At that point, December 10, ASIS International, an Alexandria, Va. based professional security organization picked up the FBI warning and posted it at its Web site and a hurricane in a teacup was born. ASIS is an organization of security professionals that claims a membership of 32,000.

Activists started getting phone calls from reporters asking if they knew about violent antiwar protests scheduled for the week in question, a query that left them scratching their heads in confusion.

Curiously enough, the warning comes at a time that the peace movement has become increasingly focused, better organized and more broad based. Instead of the tendency of melding together a number of assorted oldie but goodie lefty issues, antiwar activists have trained their sights on stopping the Bush Administration's war with Iraq. Some have called their efforts mainstreaming the movement.

Indeed a broad cross-section of organizations formed United For Peace, a new national campaign that brings together such organizations as the National Organization for Women, National Council of Churches, Peace Action, the American Friends Service Committee, Black Voices for Peace, Not In Our Name, September 11 Families for Peaceful Tomorrows, Veterans for Peace. On December 10, International Human Rights Day, United For Peace sponsored more than 130 events—including teach-ins, Christmas caroling for peace and civil disobedience—in 37 states. All of the events were peaceful, none involved violence or sabotage.

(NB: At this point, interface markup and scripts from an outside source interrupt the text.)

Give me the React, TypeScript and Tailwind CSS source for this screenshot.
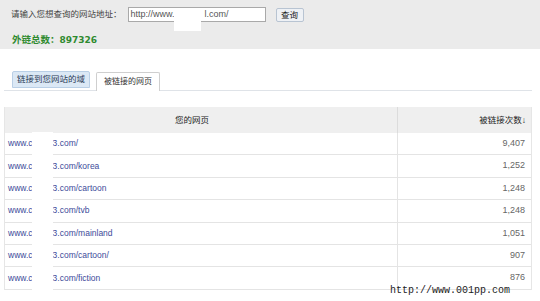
import React from 'react';

const rows = [
  { path: '3.com/', count: '9,407' },
  { path: '3.com/korea', count: '1,252' },
  { path: '3.com/cartoon', count: '1,248' },
  { path: '3.com/tvb', count: '1,248' },
  { path: '3.com/mainland', count: '1,051' },
  { path: '3.com/cartoon/', count: '907' },
  { path: '3.com/fiction', count: '876' },
];

const sans = { fontFamily: '"Liberation Sans", "Noto Sans CJK SC", sans-serif' };

const App: React.FC = () => {
  return (
    <div className="relative w-[540px] h-[301px] overflow-hidden bg-white text-[#333]" style={sans}>
      {/* search bar */}
      <div className="relative h-[49px] bg-[#ebebeb] pl-[11px] pt-[7px]">
        <div className="flex items-start">
          <span className="mt-[2px] text-[8.5px] leading-[11px] text-[#444]">请输入您想查询的网站地址：</span>
          <div className="ml-[6px] flex h-[15px] w-[138px] items-center border border-[#a9a9a9] bg-white pl-[2px] text-[9px] text-[#555]">
            <span>http://www.</span>
            <span className="ml-[30px]">l.com/</span>
          </div>
          <button className="ml-[10px] mt-[1px] h-[14px] w-[28px] rounded-[2px] border border-[#b8c4d2] bg-[#eef1f5] text-[8.5px] leading-[12px] text-[#222]">
            查询
          </button>
        </div>
        <div className="mt-[11px] flex items-baseline pl-[1px] font-bold text-[#2f8a2f]">
          <span className="text-[9.5px]">外链总数：</span>
          <span className="text-[9px]" style={{ fontFamily: '"DejaVu Sans", sans-serif' }}>897326</span>
        </div>
        <div className="absolute left-[174px] top-[14px] h-[17px] w-[27px] bg-white" />
      </div>

      {/* tabs */}
      <div className="ml-[4px] mr-[8px] mt-[22px] flex items-end border-b border-[#dfe3e8] pl-[8px]">
        <div className="mb-[2px] flex h-[17px] w-[78px] items-center justify-center rounded-t-[2px] border border-[#b9cfe6] bg-[#dbe8f5] text-[8.5px] text-[#2a3a55]">
          链接到您网站的域
        </div>
        <div className="-mb-px ml-[6px] flex h-[19px] w-[64px] items-center justify-center rounded-t-[2px] border border-b-0 border-[#cfcfcf] bg-white text-[8px] text-[#333]">
          被链接的网页
        </div>
      </div>

      {/* table */}
      <div className="relative ml-[4px] mt-[16px] w-[528px] border-x border-[#e6e6e6]">
        <div className="flex h-[26px] items-center bg-[#efefef] text-[8.5px] text-[#222]">
          <div className="flex h-full w-[393px] items-center justify-center border-r border-[#dcdcdc] pr-[18px]">您的网页</div>
          <div className="flex flex-1 items-center justify-end pr-[5px]">被链接次数↓</div>
        </div>
        {rows.map((r) => (
          <div key={r.path} className="flex h-[22.4px] items-center border-b border-[#e4e4e4] text-[8.5px]">
            <div className="flex h-full w-[393px] items-center border-r border-[#e4e4e4] pl-[3px] text-[#3d4b9a]">
              <span>www.c</span>
              <span className="ml-[20px]">{r.path}</span>
            </div>
            <div className="flex h-full flex-1 items-center justify-end pr-[6px] text-[9px] text-[#666]">{r.count}</div>
          </div>
        ))}
        <div className="absolute left-[27px] top-[25px] bottom-[-2px] w-[21px] bg-white" />
      </div>

      <div
        className="absolute left-[390px] top-[284px] text-[10px] leading-[14px] text-[#222]"
        style={{ fontFamily: '"Liberation Mono", monospace' }}
      >
        http://www.001pp.com
      </div>
    </div>
  );
};

export default App;
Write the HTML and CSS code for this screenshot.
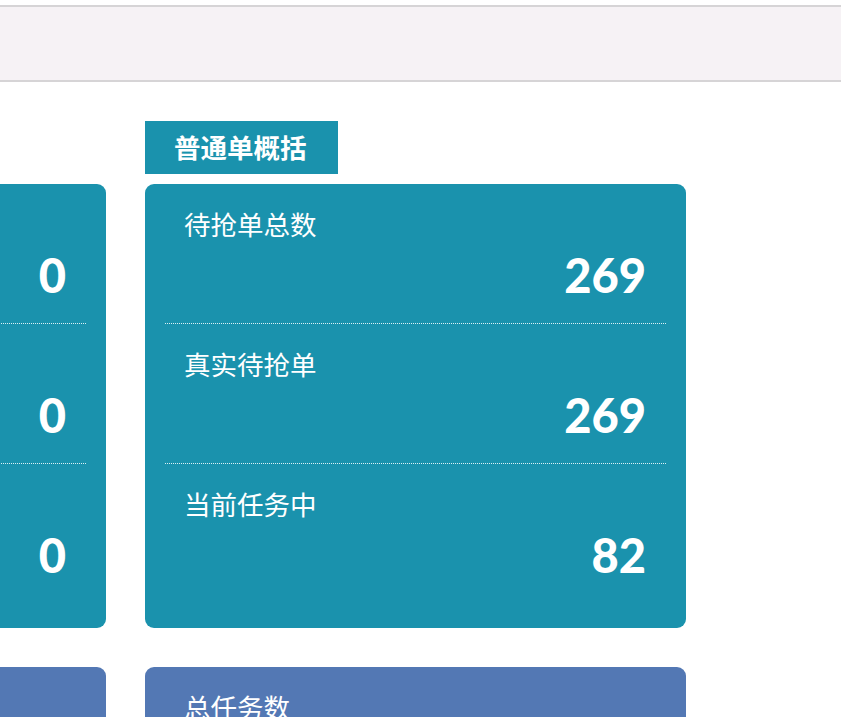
FILE: index.html
```html
<!DOCTYPE html>
<html lang="zh-CN">
<head>
<meta charset="utf-8">
<title>概括</title>
<link rel="stylesheet" href="styles.css">
</head>
<body>
<header class="topbar"></header>
<main class="board">
  <div class="row">
    <section class="col">
      <div class="tab">特殊单概括</div>
      <div class="card teal">
        <div class="item"><div class="label">待抢单总数</div><div class="num">0</div></div>
        <div class="item"><div class="label">真实待抢单</div><div class="num">0</div></div>
        <div class="item"><div class="label">当前任务中</div><div class="num">0</div></div>
      </div>
    </section>
    <section class="col">
      <div class="tab">普通单概括</div>
      <div class="card teal">
        <div class="item"><div class="label">待抢单总数</div><div class="num">269</div></div>
        <div class="item"><div class="label">真实待抢单</div><div class="num">269</div></div>
        <div class="item"><div class="label">当前任务中</div><div class="num">82</div></div>
      </div>
    </section>
  </div>
  <div class="row row2">
    <section class="col">
      <div class="card blue">
        <div class="item"><div class="label">总任务数</div><div class="num">0</div></div>
      </div>
    </section>
    <section class="col">
      <div class="card blue">
        <div class="item"><div class="label">总任务数</div><div class="num">0</div></div>
      </div>
    </section>
  </div>
</main>
</body>
</html>
```
FILE: styles.css
```css
html, body {
  margin: 0;
  padding: 0;
  background: #ffffff;
  overflow: hidden;
}
body {
  font-family: "Noto Sans CJK SC", "Noto Sans", sans-serif;
  color: #ffffff;
}
.topbar {
  margin-top: 5px;
  height: 73px;
  background: #f6f2f5;
  border-top: 2px solid #d6d4d6;
  border-bottom: 2px solid #d6d4d6;
}
.board {
  margin-left: -435px;
  padding-top: 39px;
}
.row {
  display: flex;
  gap: 39px;
  align-items: flex-start;
}
.row2 {
  margin-top: 39px;
}
.col {
  width: 541px;
  flex: none;
}
.tab {
  box-sizing: border-box;
  display: inline-block;
  background: #1a92ad;
  width: 193px;
  height: 53px;
  line-height: 52px;
  padding: 0 0 0 29px;
  font-size: 26.5px;
  font-weight: 700;
  margin-bottom: 10px;
  white-space: nowrap;
}
.card {
  border-radius: 9px;
  padding: 0 20px 24px;
}
.teal { background: #1a92ad; }
.blue { background: #5378b4; }
.item {
  box-sizing: border-box;
  height: 140px;
  padding: 25px 20px 0;
  border-bottom: 1px dotted rgba(255, 255, 255, 0.85);
}
.item:last-child {
  border-bottom: none;
}
.label {
  font-size: 26.5px;
  line-height: 30px;
  margin-left: -1px;
  white-space: nowrap;
}
.num {
  margin-top: 10px;
  text-align: right;
  font-family: "Lato", sans-serif;
  font-weight: 900;
  font-size: 47px;
  line-height: 52px;
}
```
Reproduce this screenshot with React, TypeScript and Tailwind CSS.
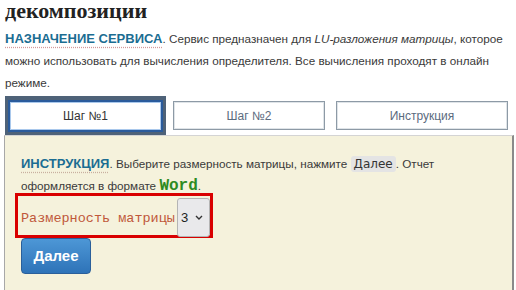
import React from "react";

const TabBox = ({ label, active }: { label: string; active?: boolean }) =>
  active ? (
    <div className="h-[32px] flex items-center justify-center bg-white border-2 border-[#2a5b9c] shadow-[inset_0_0_0_1px_#a9c8ec] text-[12px] text-[#333]">
      {label}
    </div>
  ) : (
    <div className="h-[29px] flex items-center justify-center bg-white border border-[#8d9aa6] shadow-[inset_0_0_0_1px_#dfe4e8] text-[12px] text-[#5b6b7e]">
      {label}
    </div>
  );

const App = () => {
  return (
    <div className="w-[516px] h-[290px] overflow-hidden bg-white font-['Liberation_Sans',Arial,sans-serif] text-[#3a3a3a]">
      <div className="pl-[5px]">
        <h1 className="-mt-[28px] h-[52px] font-['Liberation_Serif','DejaVu_Serif',serif] font-bold text-[22px] leading-[26px] text-[#222] whitespace-nowrap">
          <span className="pl-[70px]">Онлайн калькулятор: LU-разложение матрицы. Метод LU-</span>
          <br />
          декомпозиции
        </h1>

        <p className="mt-[4px] text-[11.7px] leading-[22px] whitespace-nowrap">
          <span className="font-bold text-[13px] text-[#1b6d92] underline decoration-dotted decoration-[#d49a9a] underline-offset-[4px]">
            НАЗНАЧЕНИЕ СЕРВИСА
          </span>
          . Сервис предназначен для <i>LU-разложения матрицы</i>, которое
          <br />
          можно использовать для вычисления определителя. Все вычисления проходят в онлайн
          <br />
          режиме.
        </p>

        <div className="mt-[2px] flex items-start gap-[3px] h-[39px]">
          <div className="w-[161px] h-[39px] bg-[#4e6278] pt-[4px] px-[3px]">
            <TabBox label="Шаг №1" active />
          </div>
          <div className="w-[160px] pt-[5px] px-[4px]">
            <TabBox label="Шаг №2" />
          </div>
          <div className="w-[180px] pt-[5px] px-[4px]">
            <TabBox label="Инструкция" />
          </div>
        </div>

        <div className="-ml-[1px] w-[510px] h-[200px] bg-[#f5f2dc] border-t border-t-[#d4d4d4] border-l border-l-[#a8a8a8] border-r-2 border-r-[#8a8a8a] pt-[17px] pl-[16px]">
          <p className="text-[11.7px] leading-[22px] whitespace-nowrap">
            <span className="font-bold text-[13px] text-[#1b6d92] underline decoration-dotted decoration-[#c9b0a0] underline-offset-[4px]">
              ИНСТРУКЦИЯ
            </span>
            . Выберите размерность матрицы, нажмите{" "}
            <span className="bg-[#e4e4e4] rounded-[3px] px-[3px] py-[1px] font-['DejaVu_Sans',sans-serif] text-[12px] text-[#333]">
              Далее
            </span>
            . Отчет
            <br />
            оформляется в формате{" "}
            <span className="font-['Liberation_Mono',monospace] font-bold text-[16px] leading-none text-[#2e8b22]">
              Word
            </span>
            .
          </p>

          <div className="-mt-[4px] -ml-[6px] w-[198px] h-[45px] border-[3px] border-[#d90000] flex items-start pl-[3px]">
            <span className="mt-[15px] font-['Liberation_Mono',monospace] text-[13.5px] leading-[15px] text-[#c0583a] whitespace-nowrap">
              Размерность матрицы
            </span>
            <div className="ml-[2px] mt-[2px] w-[33px] h-[39px] shrink-0 bg-[#e9e9eb] border border-[#b4b4b4] rounded-[3px] flex items-center justify-between pl-[3px] pr-[6px] text-[13px] text-[#222]">
              <span>3</span>
              <svg width="8" height="5" viewBox="0 0 8 5" fill="none">
                <path d="M1 1l3 3 3-3" stroke="#333" strokeWidth="1.4" />
              </svg>
            </div>
          </div>

          <button className="w-[70px] h-[36px] rounded-[4px] border border-[#2a5f9a] bg-gradient-to-b from-[#4d97d6] to-[#2e73b8] text-white font-bold text-[15px]">
            Далее
          </button>
        </div>
      </div>
    </div>
  );
};

export default App;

The next large United For Peace mobilization is set for January 18-20, when actions are planned to coincide with the Martin Luther King, Jr. Memorial weekend.

Meanwhile, the events scheduled by United For Peace for the week of December 15 are all relatively low key. They include an interfaith-organized vigil and candle light procession in Chicago; a forum on The Role of the UN in Build-up to War In San Francisco; a Five Day Fast to Let Iraq Live in San Jose, California; a peace fair including workshops, panels and exhibits in Los Angeles and many more locally staged activities.

Do any of these events qualify for a special ANSIR advisory? And if so, why?